Çift dillik sürecinde çocuğun iki dile de maruz kalma oranı onun her bir dildeki yetkinliğini doğrudan etkiler. Bu anlamda çift dillilik sürecinde, nasılsa Türkiye’de yaşıyoruz ve Türkçe’yi öğrenecek düşüncesiyle İngilizce’ye ağır verilmesini doğru bulmuyorum. Çift dillilikten bahsediyorsak çocuğun dillere mümkün olduğu kadar eşit miktarda maruz bırakılması gerektiğini düşünüyorum. Çünkü sonrasında 3 yaşına gelen çocuk kendini İngilizce ifade etmeyi ve İngilizce kelimeleri kullanmayı tercih edebiliyor. Bu da yaşadığı ortamda ağırlıklı olarak Türkçe kullanıldığı için çevresiyle iletişim sorunları yaşamasına ve sosyalleşmesinin olumsuz etkilenmesine neden olabiliyor. Bu sefer aile çocuğun çevresiyle iletişim kuramaması ve okula da gideceği kaygısıyla Türkçe’yi ön plana alıp İngilizce’yi ise oldukça geri plana atabiliyor. Bu da farklı anlamda çiftdillik sürecine zarar verebiliyor.
Eşitlemek derken saat tutmaktan bahsetmiyorum. Bazen bir dile daha çok maruz kalabilirler, bazen de diğerine.
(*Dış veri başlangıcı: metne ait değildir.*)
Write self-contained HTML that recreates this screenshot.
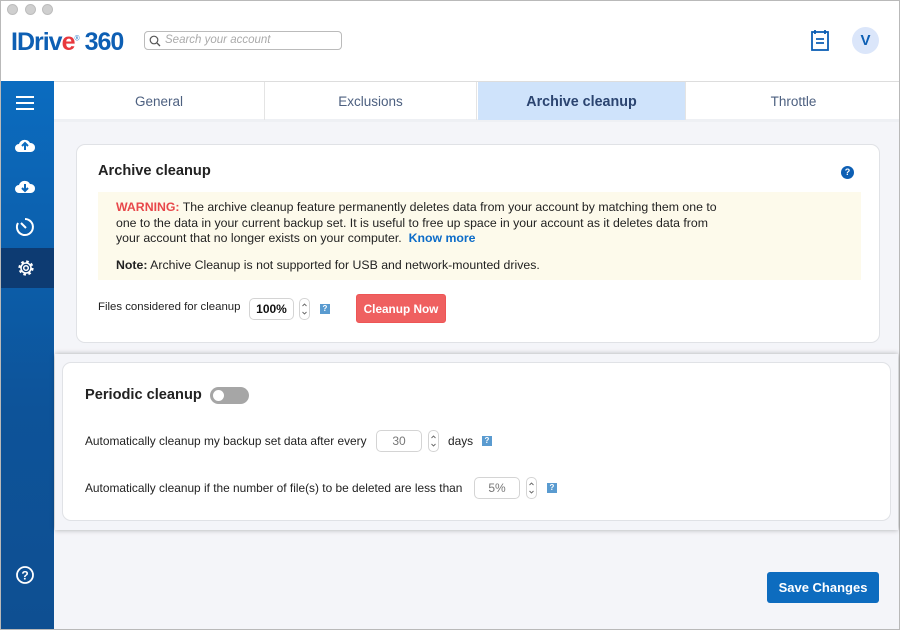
<!DOCTYPE html>
<html><head><style>
*{box-sizing:border-box;margin:0;padding:0}
body{width:900px;height:630px;font-family:"Liberation Sans",Arial,sans-serif;background:#fff;position:relative;overflow:hidden;color:#222}
.win{position:absolute;left:0;top:0;width:900px;height:630px;border:1px solid #b9b9b9}
.dot{position:absolute;top:4px;width:11px;height:11px;border-radius:50%;background:#cfcfcf;border:1px solid #bdbdbd}
.abs{position:absolute}
.side{position:absolute;left:1px;top:81px;width:53px;height:548px;background:linear-gradient(#0b6cc0,#0d5399 60%,#0e4f92)}
.tabs{position:absolute;left:54px;top:81px;width:845px;height:41px;background:#fff;border-top:1px solid #ddd;border-bottom:3px solid #eef0f4}
.tab{position:absolute;top:0;height:38px;line-height:40px;text-align:center;font-size:13.5px;color:#4d6080;border-right:1px solid #e4e4e4}
.main{position:absolute;left:54px;top:122px;width:845px;height:507px;background:#f4f5f9}
.card{position:absolute;background:#fff;border:1px solid #e0e2e6;border-radius:9px}
.t{position:absolute;font-size:11.9px;color:#222;white-space:nowrap}
.inp{position:absolute;height:22px;border:1px solid #d4d4d4;border-radius:5px;background:#fff;font-size:12px;text-align:center;line-height:20px}
.spin{position:absolute;width:11px;height:22px;border:1px solid #d4d4d4;border-radius:5px;background:#fff}
.q{position:absolute;width:10px;height:10px;background:#5a9bd0;color:#fff;font-size:8px;line-height:10px;text-align:center;font-weight:bold}
</style></head><body>
<div class="win"></div>
<div class="dot" style="left:7px"></div><div class="dot" style="left:25px"></div><div class="dot" style="left:42px"></div>
<div class="abs" style="left:11px;top:28px;font-size:25px;font-weight:bold;color:#0d5fb4;letter-spacing:-1px">IDriv<span style="color:#e8383d">e</span><sup style="font-size:7px;color:#4a8fd0">®</sup> 360</div>
<div class="abs" style="left:144px;top:31px;width:198px;height:19px;border:1px solid #bbb;border-radius:4px;font-size:11.5px;font-style:italic;color:#aaa;padding-left:20px;line-height:17px">Search your account
<svg class="abs" style="left:4px;top:3px" width="12" height="12"><circle cx="5" cy="5" r="3.8" fill="none" stroke="#555" stroke-width="1.2"/><path d="M8 8l3 3" stroke="#555" stroke-width="1.3"/></svg></div>
<svg class="abs" style="left:810px;top:29px" width="22" height="23"><rect x="2" y="3" width="16" height="18" fill="none" stroke="#0d5fb4" stroke-width="1.8"/><path d="M5 1v4M15 1v4M6 10h8M6 14h8" stroke="#0d5fb4" stroke-width="1.8"/></svg>
<div class="abs" style="left:852px;top:27px;width:27px;height:27px;border-radius:50%;background:#dbe6fa;color:#0d5fb4;font-weight:bold;font-size:15px;text-align:center;line-height:27px">V</div>
<div class="side">
<svg class="abs" style="left:14px;top:14px" width="20" height="16"><path d="M1 2h18M1 8h18M1 14h18" stroke="#fff" stroke-width="2"/></svg>
<div class="abs" style="left:0;top:167px;width:53px;height:40px;background:#0d3b72"></div>
<svg class="abs" style="left:13px;top:56px" width="22" height="16"><path d="M5 15a4 4 0 0 1 0-8 6 6 0 0 1 11-1 4.5 4.5 0 0 1 1 9z" fill="#fff"/><path d="M11 13V7M8 9l3-3 3 3" stroke="#0b6cc0" stroke-width="2" fill="none"/></svg>
<svg class="abs" style="left:13px;top:97px" width="22" height="16"><path d="M5 15a4 4 0 0 1 0-8 6 6 0 0 1 11-1 4.5 4.5 0 0 1 1 9z" fill="#fff"/><path d="M11 6v6M8 10l3 3 3-3" stroke="#0b66b8" stroke-width="2" fill="none"/></svg>
<svg class="abs" style="left:14px;top:136px" width="22" height="22"><path d="M10 2a8 8 0 1 1-7 4" fill="none" stroke="#fff" stroke-width="2"/><path d="M6 6l5 5" stroke="#fff" stroke-width="2"/></svg>
<svg class="abs" style="left:14px;top:176px" width="22" height="22" viewBox="0 0 22 22"><circle cx="11" cy="11" r="6.5" fill="none" stroke="#fff" stroke-width="2.2" stroke-dasharray="2.6 2.5"/><circle cx="11" cy="11" r="5" fill="none" stroke="#fff" stroke-width="1.6"/><circle cx="11" cy="11" r="2.3" fill="none" stroke="#fff" stroke-width="1.5"/></svg>
<svg class="abs" style="left:14px;top:484px" width="20" height="20"><circle cx="10" cy="10" r="8" fill="none" stroke="#fff" stroke-width="1.8"/><text x="10" y="14.5" font-size="12" font-weight="bold" fill="#fff" text-anchor="middle" font-family="Liberation Sans">?</text></svg>
</div>
<div class="tabs">
<div class="tab" style="left:0;width:211px">General</div>
<div class="tab" style="left:211px;width:212px">Exclusions</div>
<div class="tab" style="left:424px;width:208px;background:#cfe3fb;color:#2b4470;font-size:14.3px;font-weight:bold">Archive cleanup</div>
<div class="tab" style="left:634px;width:211px;border:0">Throttle</div>
</div>
<div class="main"></div>
<div class="card" style="left:76px;top:144px;width:804px;height:199px"></div>
<div class="abs" style="left:98px;top:163px;font-size:14.6px;font-weight:bold;color:#222">Archive cleanup</div>
<div class="abs" style="left:841px;top:166px;width:13px;height:13px;border-radius:50%;background:#0d5fb4;color:#fff;font-size:9px;font-weight:bold;text-align:center;line-height:13px">?</div>
<div class="abs" style="left:98px;top:192px;width:763px;height:88px;background:#fdfaeb"></div>
<div class="t" style="left:116px;top:200px;line-height:15.5px;font-size:12.3px"><b style="color:#e8484b">WARNING:</b> The archive cleanup feature permanently deletes data from your account by matching them one to<br>one to the data in your current backup set. It is useful to free up space in your account as it deletes data from<br>your account that no longer exists on your computer. &nbsp;<b style="color:#0d6cc8">Know more</b></div>
<div class="t" style="left:116px;top:258px;font-size:12.3px"><b>Note:</b> Archive Cleanup is not supported for USB and network-mounted drives.</div>
<div class="t" style="left:98px;top:301px;font-size:11.4px">Files considered for cleanup</div>
<div class="inp" style="left:249px;top:298px;width:45px;font-weight:bold;color:#111">100%</div>
<div class="spin" style="left:299px;top:298px"><svg width="9" height="20"><path d="M2.5 7l2-2 2 2M2.5 13l2 2 2-2" fill="none" stroke="#666" stroke-width="0.9"/></svg></div>
<div class="q" style="left:320px;top:304px">?</div>
<div class="abs" style="left:356px;top:294px;width:90px;height:29px;background:#ef6060;border:1px solid #e55;border-radius:3px;color:#fff;font-size:11.8px;font-weight:bold;text-align:center;line-height:28px">Cleanup Now</div>
<div class="abs" style="left:55px;top:354px;width:843px;height:176px;background:#f4f5f9;box-shadow:0 0 5px rgba(0,0,0,.3)"></div>
<div class="card" style="left:62px;top:362px;width:829px;height:159px"></div>
<div class="abs" style="left:85px;top:387px;font-size:14.6px;font-weight:bold;color:#222">Periodic cleanup</div>
<div class="abs" style="left:210px;top:387px;width:39px;height:17px;border-radius:9px;background:#a6a6a6"><div class="abs" style="left:3px;top:3px;width:11px;height:11px;border-radius:50%;background:#fff"></div></div>
<div class="t" style="left:85px;top:434px">Automatically cleanup my backup set data after every</div>
<div class="inp" style="left:376px;top:430px;width:46px;color:#777">30</div>
<div class="spin" style="left:428px;top:430px"><svg width="9" height="20"><path d="M2.5 7l2-2 2 2M2.5 13l2 2 2-2" fill="none" stroke="#666" stroke-width="0.9"/></svg></div>
<div class="t" style="left:448px;top:434px">days</div>
<div class="q" style="left:482px;top:436px">?</div>
<div class="t" style="left:85px;top:481px">Automatically cleanup if the number of file(s) to be deleted are less than</div>
<div class="inp" style="left:474px;top:477px;width:46px;color:#777">5%</div>
<div class="spin" style="left:526px;top:477px"><svg width="9" height="20"><path d="M2.5 7l2-2 2 2M2.5 13l2 2 2-2" fill="none" stroke="#666" stroke-width="0.9"/></svg></div>
<div class="q" style="left:547px;top:483px">?</div>
<div class="abs" style="left:767px;top:572px;width:112px;height:31px;background:#0d6cbf;border-radius:3px;color:#fff;font-size:13px;font-weight:bold;text-align:center;line-height:31px">Save Changes</div>
</body></html>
Bu uzun soluklu bir süreç olduğu için günlük anlık değişikliklerden çabucak etkilenmez. Vurgulamak istediğim mümkün olduğu kadar dengeyi sağlamaya çalışmak. Bununla birlikte etkili geçirilmiş ve anlamlı girdi sağlanmış 2-3 saati, aktif olmayan pasif geçirilmiş 7-8 saate tercih ederim. Haftada 3 gün gelin oyun ablasıyla 1 saat çok aktif ve etkili geçirerek İngilizce’de kendini çok rahat ifade eden, dili rahatlıkla kullanan çocuklar var. Burada bir parantez açmak istiyorum. Çift dilli kişiler iki dilde de çok gelişmiş yetkinlikleri olsa da çoğunlukla iki dili eşit seviyede kullanamazlar. Bir dil diğerinin önüne geçer. İki dili de eşit seviyede kullanabilen çiftdilli kişilerin sayısı oldukça azdır. Bahsetmek istediğim buradaki durumdan ziyade bir dildeki yetkinliğin ve tercihin diğerinin açık ara önüne geçmesi.
Çocuğun iki dillilik sürecinde olabildiği kadar dengeyi sağlanması her iki dili de yetkin kullanabilmesi için önemlidir.